Je reviens à votre question : ai-je intérêt à aller dans les journaux, dans les médias ? je ne sais pas. La vraie question est celle de l'utilité. Je prends un autre exemple : je ne lis plus le blog de Merchet alors pourtant que c'est devenu "le" blog de référence : ou plus exactement, parce que c'est devenu le journal officiel, jouant à la communauté militaire le rôle du canard enchainé ds la communauté politique. Il est victime de son succès.

4. Le samedi 3 décembre 2011, 21:06 par

@ Yves Cadiou
Il ne faut pas voir dans la conception de fraternité une histoire de génétique, mais plus une conception romaine (l’enfant d’une femme mariée est réputé être du mari, ce qui n’empêche pas l’exposition) et kantienne de la paternité et de la famille (l’enfant naît à la mairie).
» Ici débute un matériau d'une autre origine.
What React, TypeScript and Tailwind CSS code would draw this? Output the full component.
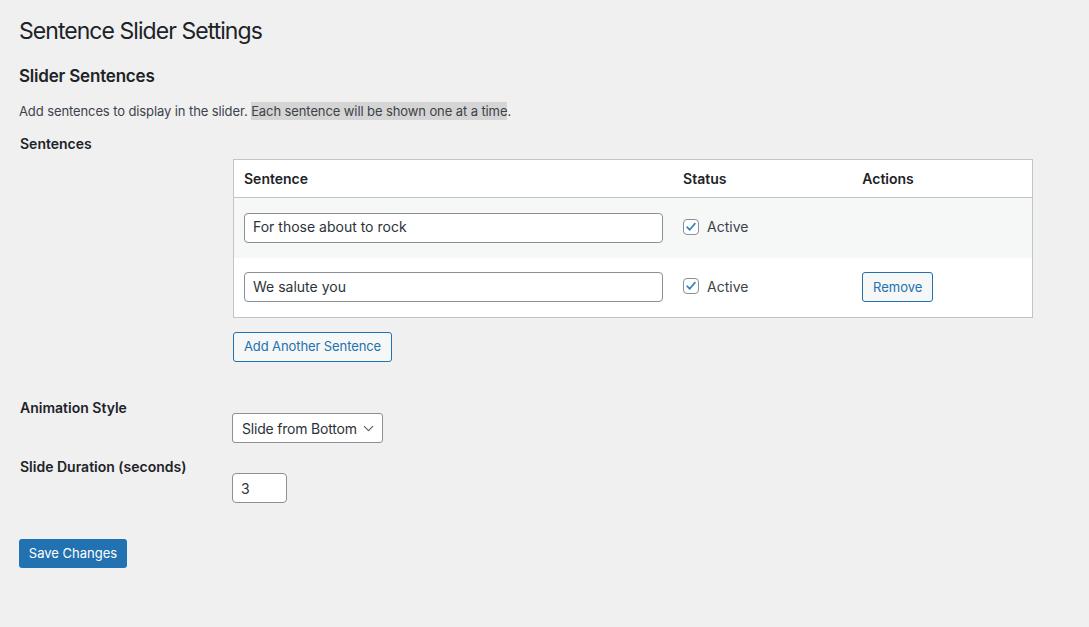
import { ChevronDown } from "lucide-react"

type Sentence = {
  id: number
  text: string
  active: boolean
}

const sentences: Sentence[] = [
  { id: 1, text: "For those about to rock", active: true },
  { id: 2, text: "We salute you", active: true },
]

function Checkbox({ checked }: { checked: boolean }) {
  return (
    <span className="w-4 h-4 rounded-[4px] border border-[#8c8f94] bg-white flex items-center justify-center shrink-0">
      {checked && (
        <svg width="14" height="14" viewBox="0 0 20 20">
          <path d="M4.5 10.2 L8.2 14 L15.6 5.2" fill="none" stroke="#3582c4" strokeWidth="2.4" strokeLinecap="round" strokeLinejoin="round" />
        </svg>
      )}
    </span>
  )
}

export default function App() {
  return (
    <div className="min-h-[627px] bg-[#f0f0f1] text-[#1d2327] font-['Inter','Liberation_Sans',sans-serif] pl-[19px] pt-[16px] pb-10">
      <h1 className="text-[23px] leading-[30px] font-normal tracking-[-0.95px]">Sentence Slider Settings</h1>

      <h2 className="mt-[19px] text-[17px] leading-[22px] font-semibold tracking-[-0.2px]">Slider Sentences</h2>

      <p className="mt-[14px] text-[13px] leading-[20px] text-[#3c434a] tracking-[-0.1px]">
        Add sentences to display in the slider.{" "}
        <span className="bg-[#d5d5d5] py-[1px]">Each sentence will be shown one at a time</span>.
      </p>

      {/* Sentences */}
      <div className="flex items-start">
        <div className="w-[213px] pt-[14px] pl-px text-[14px] leading-[18px] font-semibold">Sentences</div>
        <div className="pt-[38px] pl-px">
          <table className="w-[800px] border border-[#c3c4c7] bg-white border-collapse table-fixed">
            <thead>
              <tr className="h-[38px] border-b border-[#c3c4c7]">
                <th className="w-[439px] pl-[10px] pb-px text-left text-[14px] font-semibold">Sentence</th>
                <th className="w-[179px] pl-[10px] pb-px text-left text-[14px] font-semibold">Status</th>
                <th className="w-[180px] pl-[10px] pb-px text-left text-[14px] font-semibold">Actions</th>
              </tr>
            </thead>
            <tbody>
              {sentences.map((s, i) => (
                <tr key={s.id} className={`h-[60px] ${i % 2 === 0 ? "bg-[#f6f7f7]" : "bg-white"}`}>
                  <td className="px-[10px]">
                    <input
                      type="text"
                      defaultValue={s.text}
                      className="w-[419px] h-[30px] px-[8px] pb-[2px] bg-white border border-[#8c8f94] rounded-[4px] text-[14px] text-[#2c3338] outline-none"
                    />
                  </td>
                  <td className="pl-[10px]">
                    <label className="flex items-center gap-[8px] text-[14px] text-[#3c434a] pb-[2px]">
                      <Checkbox checked={s.active} />
                      Active
                    </label>
                  </td>
                  <td className="pl-[10px]">
                    {i > 0 && (
                      <button className="h-[30px] w-[71px] border border-[#2271b1] rounded-[3px] bg-[#f6f7f7] text-[#2271b1] text-[13px]">
                        Remove
                      </button>
                    )}
                  </td>
                </tr>
              ))}
            </tbody>
          </table>
          <button className="mt-[14px] h-[30px] w-[159px] border border-[#2271b1] rounded-[3px] bg-[#f6f7f7] text-[#2271b1] text-[13px] tracking-[-0.1px]">
            Add Another Sentence
          </button>
        </div>
      </div>

      {/* Animation Style */}
      <div className="flex items-start">
        <div className="w-[213px] pt-[37px] pl-px text-[14px] leading-[18px] font-semibold">Animation Style</div>
        <div className="pt-[51px]">
          <div className="w-[151px] h-[30px] border border-[#8c8f94] rounded-[3px] bg-white flex items-center justify-between pl-[9px] pr-[5px] text-[14px] text-[#2c3338] whitespace-nowrap">
            <span className="tracking-[-0.2px]">Slide from Bottom</span>
            <ChevronDown size={17} strokeWidth={1.5} className="text-[#50575e] shrink-0" />
          </div>
        </div>
      </div>

      {/* Slide Duration */}
      <div className="flex items-start">
        <div className="w-[213px] pt-[15px] pl-px text-[14px] leading-[18px] font-semibold">Slide Duration (seconds)</div>
        <div className="pt-[30px]">
          <input
            type="text"
            defaultValue="3"
            className="w-[55px] h-[30px] px-[8px] bg-white border border-[#8c8f94] rounded-[4px] text-[14px] text-[#2c3338] outline-none"
          />
        </div>
      </div>

      <button className="mt-[36px] h-[29px] w-[108px] rounded-[3px] bg-[#2271b1] text-white text-[13px]">
        Save Changes
      </button>
    </div>
  )
}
Tout le monde sait à Rome que Scipion Emilien est le fils de Paul-Emile Macedonicus et pourtant son adoption fait de lui le petit fils de Scipion l’Africain.
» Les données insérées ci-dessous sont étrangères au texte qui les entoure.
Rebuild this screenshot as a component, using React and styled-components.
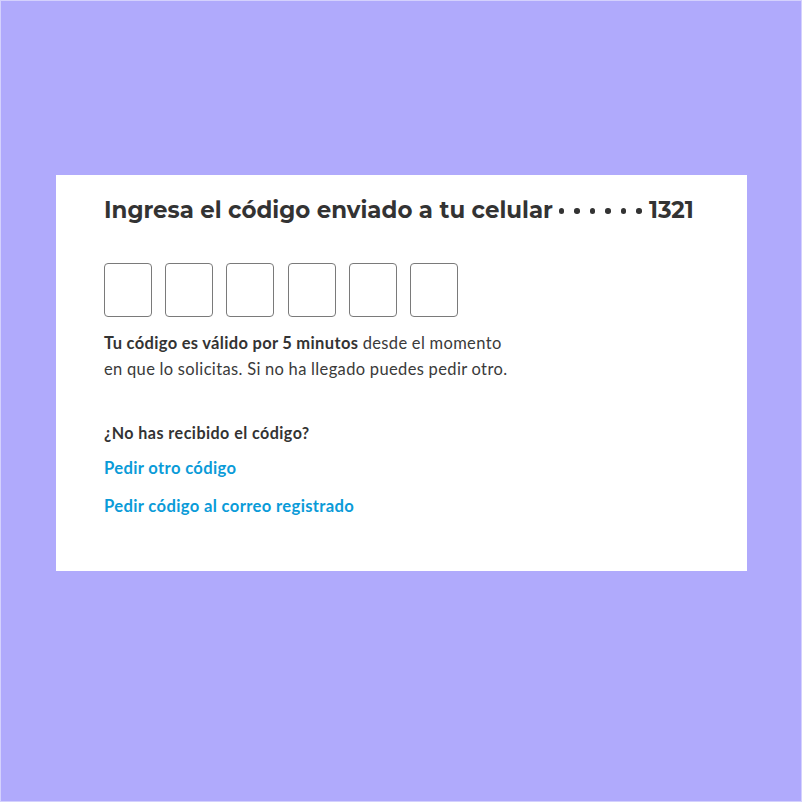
import React from "react";
import styled, { createGlobalStyle } from "styled-components";

const Global = createGlobalStyle`
  html, body { margin: 0; padding: 0; }
  body { background: #b0aafc; }
`;

const Page = styled.div`
  width: 802px;
  height: 802px;
  box-sizing: border-box;
  border: 1px solid #d4d1fd;
  background: #b0aafc;
  padding: 174px 0 0 55px;
`;

const Card = styled.div`
  width: 691px;
  height: 396px;
  box-sizing: border-box;
  background: #ffffff;
  padding: 20px 48px 0 48px;
  display: flex;
  flex-direction: column;
`;

const Title = styled.h1`
  margin: 0;
  font-family: "Montserrat", "Noto Sans", sans-serif;
  font-weight: 700;
  font-size: 22.9px;
  line-height: 30px;
  color: #333333;
  white-space: nowrap;
  display: flex;
  align-items: center;
`;

const Dots = styled.span`
  display: inline-flex;
  gap: 10px;
  margin: 2px 7px 0 6px;
`;

const Dot = styled.span`
  width: 5.5px;
  height: 5.5px;
  border-radius: 50%;
  background: #333333;
`;

const CodeRow = styled.div`
  display: flex;
  gap: 13.2px;
  margin-top: 38px;
`;

const CodeBox = styled.input`
  width: 48px;
  height: 54px;
  box-sizing: border-box;
  border: 1px solid #7a7a7a;
  border-radius: 4px;
  background: #fff;
  padding: 0;
  outline: none;
`;

const Info = styled.p`
  margin: 13px 0 0 0;
  font-family: "Lato", sans-serif;
  font-size: 16.5px;
  line-height: 26px;
  letter-spacing: 0.37px;
  word-spacing: -0.3px;
  color: #3a3a3a;
  width: 410px;
  b { font-weight: 700; color: #333; }
`;

const Question = styled.p`
  margin: 41px 0 0 0;
  font-family: "Lato", sans-serif;
  font-weight: 700;
  font-size: 16.1px;
  line-height: 20px;
  letter-spacing: 0.45px;
  color: #333333;
`;

const Link = styled.a`
  display: block;
  font-family: "Lato", sans-serif;
  font-weight: 700;
  font-size: 16.6px;
  line-height: 20px;
  letter-spacing: 0.35px;
  color: #0a9bd8;
  text-decoration: none;
  margin-top: ${(p) => p.$mt}px;
  cursor: pointer;
`;

export default function App() {
  return (
    <>
      <Global />
      <Page>
        <Card>
          <Title>
            Ingresa el código enviado a tu celular
            <Dots>
              {[0, 1, 2, 3, 4, 5].map((i) => (
                <Dot key={i} />
              ))}
            </Dots>
            1321
          </Title>
          <CodeRow>
            {[0, 1, 2, 3, 4, 5].map((i) => (
              <CodeBox key={i} maxLength={1} />
            ))}
          </CodeRow>
          <Info>
            <b>Tu código es válido por 5 minutos</b> desde el momento en que lo
            solicitas. Si no ha llegado puedes pedir otro.
          </Info>
          <Question>¿No has recibido el código?</Question>
          <Link $mt={15}>Pedir otro código</Link>
          <Link $mt={18}>Pedir código al correo registrado</Link>
        </Card>
      </Page>
    </>
  );
}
Pour la fraternité, je vois plus cela comme le compromis des deux principes précédents, le point de rencontre de la Liberté et de l’Egalité, entre le libre-arbitre et la solidarité qui naît des égaux (homoioi spartiates réunis en syssities). Est-ce là une tentative de sortir par le haut de la période révolutionnaire (avec l’Empire et les Restaurations) quand en 1848 Lamartine en fait la devise de la République ? Je considère cela comme possible (je viens de voir que je rejoins une analyse de Renouvier).

Pour ce qui est du droit d’aînesse, il n’est pas exactement une marque de l’Ancien Régime.
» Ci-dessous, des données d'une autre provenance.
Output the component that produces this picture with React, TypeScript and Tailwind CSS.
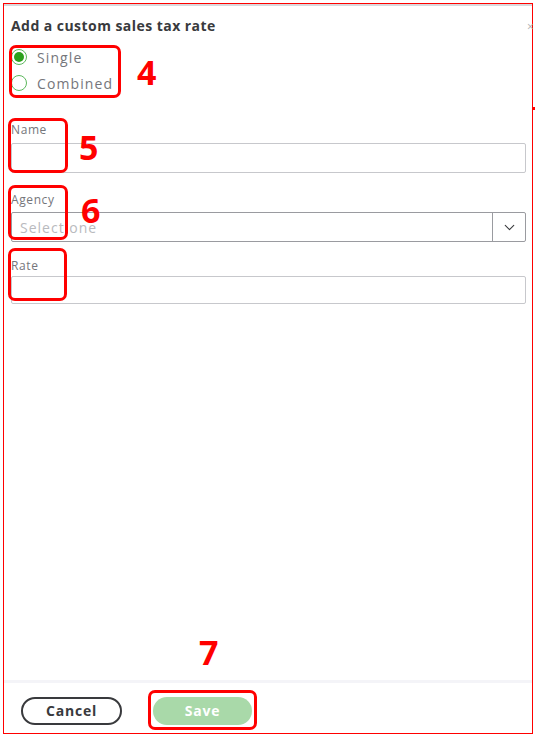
import { ChevronDown } from "lucide-react";

const font = { fontFamily: "'Open Sans', 'Noto Sans', sans-serif" };

function Radio({ label, checked }: { label: string; checked?: boolean }) {
  return (
    <label className="flex h-[26px] items-center gap-[10px]">
      <span className="flex h-[16px] w-[16px] items-center justify-center rounded-full border border-[#5cb85c] bg-white">
        {checked && <span className="h-[10px] w-[10px] rounded-full bg-[#2ca01c]" />}
      </span>
      <span className="text-[14px] tracking-[1.1px] text-[#75767b]">{label}</span>
    </label>
  );
}

function Annotation({ className }: { className: string }) {
  return <div className={`absolute rounded-[7px] border-[3px] border-[#ff0000] ${className}`} />;
}

function Marker({ n, className }: { n: string; className: string }) {
  return (
    <span
      className={`absolute text-[34px] font-bold leading-none text-[#ff0000] ${className}`}
      style={{ fontFamily: "'Open Sans', sans-serif" }}
    >
      {n}
    </span>
  );
}

export default function App() {
  return (
    <div className="relative h-[738px] w-[535px] overflow-hidden bg-white pl-[3px] pt-[3px]" style={font}>
      <div className="flex h-[731px] w-[530px] flex-col border border-[#ff0000]">
        <div className="flex flex-1 flex-col border-t-2 border-[#d9d9dc] px-[7px]">
          <h1 className="mt-[12px] text-[14px] font-bold leading-[16px] tracking-[0.45px] text-[#393a3d]">
            Add a custom sales tax rate
          </h1>

          <div className="mt-[10px] flex flex-col">
            <Radio label="Single" checked />
            <Radio label="Combined" />
          </div>

          <label className="mt-[27px] text-[12px] leading-[14px] tracking-[0.6px] text-[#75767b]">Name</label>
          <input className="mt-[6px] h-[30px] w-[515px] rounded-[2px] border border-[#c7c8cc] bg-white px-2 outline-none" />

          <label className="mt-[20px] text-[12px] leading-[14px] tracking-[0.6px] text-[#75767b]">Agency</label>
          <div className="mt-[5px] flex h-[30px] w-[515px] rounded-[2px] border border-[#9a9ba0] bg-white">
            <span className="flex flex-1 items-center pl-[8px] text-[14px] tracking-[1px] text-[#b9babe]">
              Select one
            </span>
            <span className="flex w-[33px] items-center justify-center border-l border-[#9a9ba0]">
              <ChevronDown size={17} strokeWidth={1.5} className="text-[#393a3d]" />
            </span>
          </div>

          <label className="mt-[17px] text-[12px] leading-[14px] tracking-[0.6px] text-[#75767b]">Rate</label>
          <input className="mt-[3px] h-[28px] w-[515px] rounded-[2px] border border-[#c7c8cc] bg-white px-2 outline-none" />
        </div>

        <div className="h-[3px] bg-[#f4f4f8]" />
        <div className="flex h-[50px] items-start gap-[31px] pl-[17px] pt-[14px]">
          <button className="h-[28px] w-[101px] rounded-full border-2 border-[#393a3d] bg-white text-[14px] font-bold leading-none tracking-[0.8px] text-[#393a3d]">
            Cancel
          </button>
          <button className="h-[28px] w-[99px] rounded-full bg-[#a9d9a9] text-[14px] font-bold leading-none tracking-[0.8px] text-white">
            Save
          </button>
        </div>
      </div>

      <span className="absolute left-[527px] top-[18px] text-[12px] text-[#b0b0b0]">×</span>
      <span className="absolute left-[532px] top-[107px] h-[3px] w-[3px] bg-[#ff0000]" />

      <Annotation className="left-[9px] top-[45px] h-[53px] w-[112px]" />
      <Marker n="4" className="left-[137px] top-[55px]" />
      <Annotation className="left-[8px] top-[118px] h-[55px] w-[60px]" />
      <Marker n="5" className="left-[79px] top-[130px]" />
      <Annotation className="left-[8px] top-[185px] h-[55px] w-[60px]" />
      <Marker n="6" className="left-[81px] top-[193px]" />
      <Annotation className="left-[8px] top-[248px] h-[53px] w-[59px]" />
      <Marker n="7" className="left-[199px] top-[635px]" />
      <Annotation className="left-[148px] top-[690px] h-[40px] w-[109px]" />
    </div>
  );
}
Seule la noblesse y était astreinte pour d’évidentes questions ayant attrait au démembrement des seigneuries, le reste de la population étant soumise à une règle égalitaire de succession (ce qui est le cas à Rome et limitée aux descendants mâles chez les Mérovingiens, les filles étant dotées chez les libres). Mais il y a sous cette règle des disparités géographiques (c’est le cas aussi pour les formes d’unités familiales et les dotations). Tel château dans les Vosges se retrouve avec des dizaines de propriétaires après plusieurs successions, signe qu’il y de nombreux héritiers, même pour un château fort. Houleuses réunions de copropriété ! Scission en deux du château ou abandon en résulte.